It has been suggested that if one was somehow able to change history so that aspirin had never been discovered until now, it would have died in the lab and stand no chance of FDA approval. In a report from the Manhattan Institute, they write that no modern drug development organization would touch it. Similarly, if we knew the power that Google would have in 2008 with its ability to aggregate and correlate personal data, it is arguable that various regulatory and privacy bodies would never allow it to exist given the extensive privacy issues.
In a fascinating and eye-opening new book Googling Security: How Much Does Google Know About You?, author Greg Conti explores the many security risks around Google and other search engines. Part of the problem is that in the rush to get content onto the web, organizations often give short shrift to the security and privacy of their data. At the individual level, those who make use of the innumerable and ever expanding amount of Google free services can end up paying for those services with their personal information being compromised, or shared in ways they would not truly approve of; but implicitly do so via their acceptance of the Google Terms of Service.
While the book focuses specifically on Google, the security issues detailed are just as relevant to Yahoo, MSN, AOL, Ask and the more than 50 other search engines.
Until now, Google and security have often not been used together. As an example, my friend and SEO guru Shimon Sandler has a blog around search engine optimization (SEO). In the over three years that his blog has been around, my recent post on The Need for Security in SEO was the first on topic of SEO security. Similar SEO blogs also have a very low number (and often no) articles on SEO and security. Sandler notes that when he mentions privacy issues around search to his clients, it is often the first time they have thought of it.
The book opens with the observation that Google's business model is built on the prospect of providing its services for free. From the individual user's perspective, this is a model that they can live with. But the inherent risk is that the services really are not completely free; they come at the cost of the loss of control of one's personal information that they share with Google.
The book lists over 50 Google services and applications which collect personal information. From mail, alerts, blogging, news, desktop, images, maps, groups, video and more. People are placing a great deal of trust into Google as each time they use a Google service, they are trusting the organization to safeguard their personal information. In chapter 5, the book lists over 20 stated uses and advantages of Google Groups, and the possible information disclosure risks of each.

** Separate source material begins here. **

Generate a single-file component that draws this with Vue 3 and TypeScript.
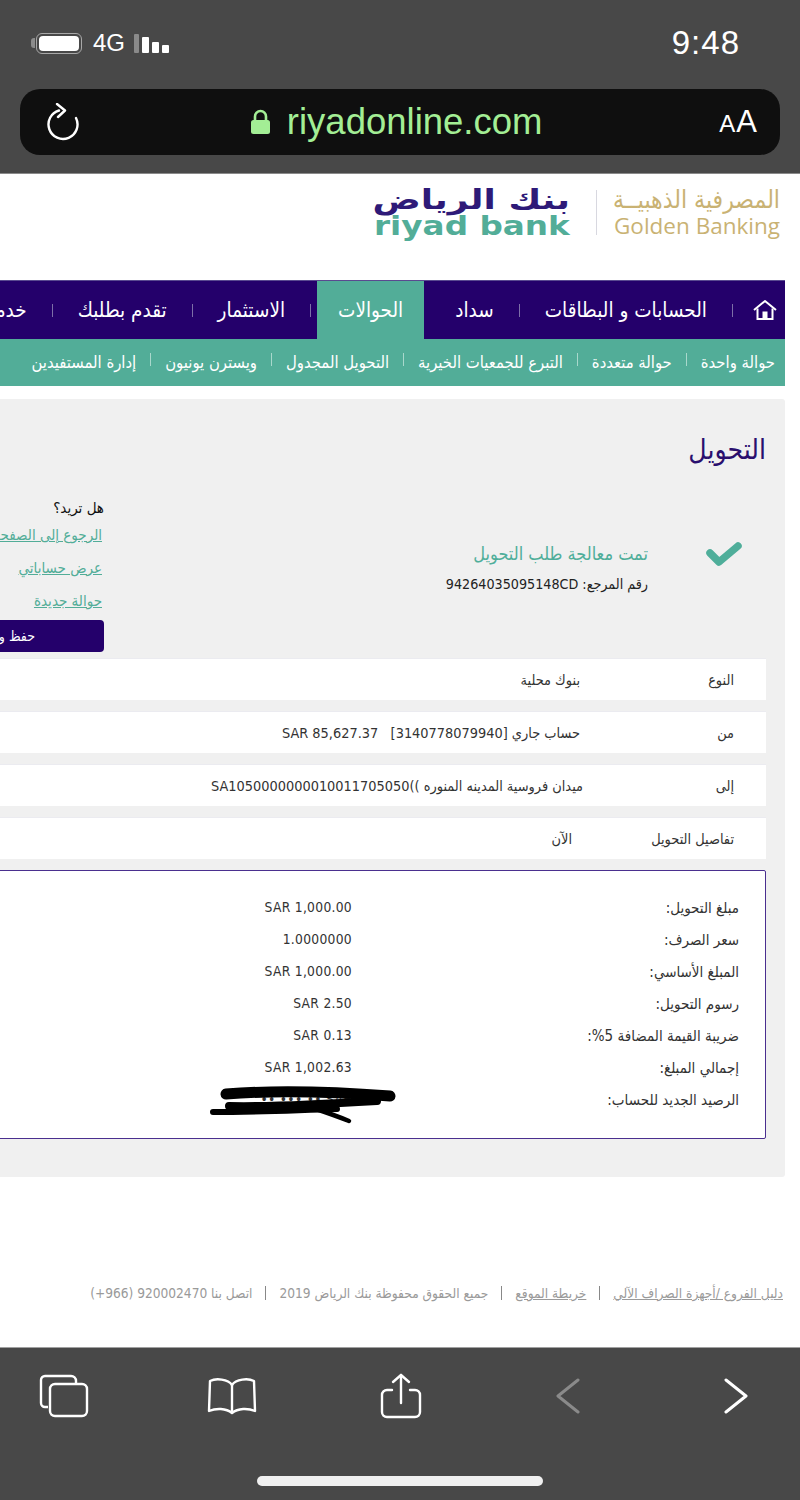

In the books 10 chapters, the author provides a systematic overview of how Google gets your personal data and what it does with it. In chapter 3, the book details how disparate pieces of data can be aggregated and mined to create extremely detailed user profiles. These profiles are invaluable to advertisers who will pay Google dearly for such meticulous user data. This level of personal data aggregation was impossible to obtain just a few years ago, given the lack of computing power, combined with the single point of user data. The book notes that this level of personalization, while golden to advertisers, is a privacy anathema.
Chapter 6 is particularly interesting in that it details the risks of using Google Maps. Conti explains that the privacy issue via the use of Google Maps is that it combines disclosure risks of search and connects it to mapping. You are now sharing geographic locations and the associated interactions. By clicking on a link in a Google map, the user discloses and strengthens the link between the search they performed and what they deemed as important in the result. By aggregating source IP addresses and destinations searches, Google can easily ascertain confidential data.
After detailing over 250 pages of the risks of Google and related services, Chapter 9 is about countermeasures. Short of simply not using the services, the book notes that there is no clear solution for protecting yourself and company from web-based information disclosure. Nonetheless, the chapter lists a number of things that can be done to reduce the threat. Some are easier, some are harder; but they can ultimately add up to a significant layer of protection. Chapter 9 details 11 specific steps that help users appreciate the magnitude of their disclosures and make informed decisions about which search services to use.
Googling Security: How Much Does Google Know About You? is an important book given that far too many people do not realize how much personal information they are disclosing on a daily basis. An important point that the book makes is that small information disclosures are not truly small when they are aggregated over the course of years. Advances in data mining and artificial intelligence are magnifying the importance of the threat, all under the guise of improving the end-user experience. The book emphasizes the need to evaluate the short-term computing gains with the long-term privacy losses.
The final chapter notes that apathy is the enemy. As a user becomes aware of the magnitude of the threat, they will see it grow every day. But the next step is to take action. Be it with technical countermeasures, taking your business where privacy is better supported, or petitioning lawmakers.
As to the underlying question, "how much does Google know about you?", the answer is that it is a colossal amount, far more than most people realize. For anyone who uses the Internet, Googling Security should be on their list of required reading. The risks that Google and other search engines present are of great consequence and can't be overlooked. If not, privacy could slowly be a thing of the past.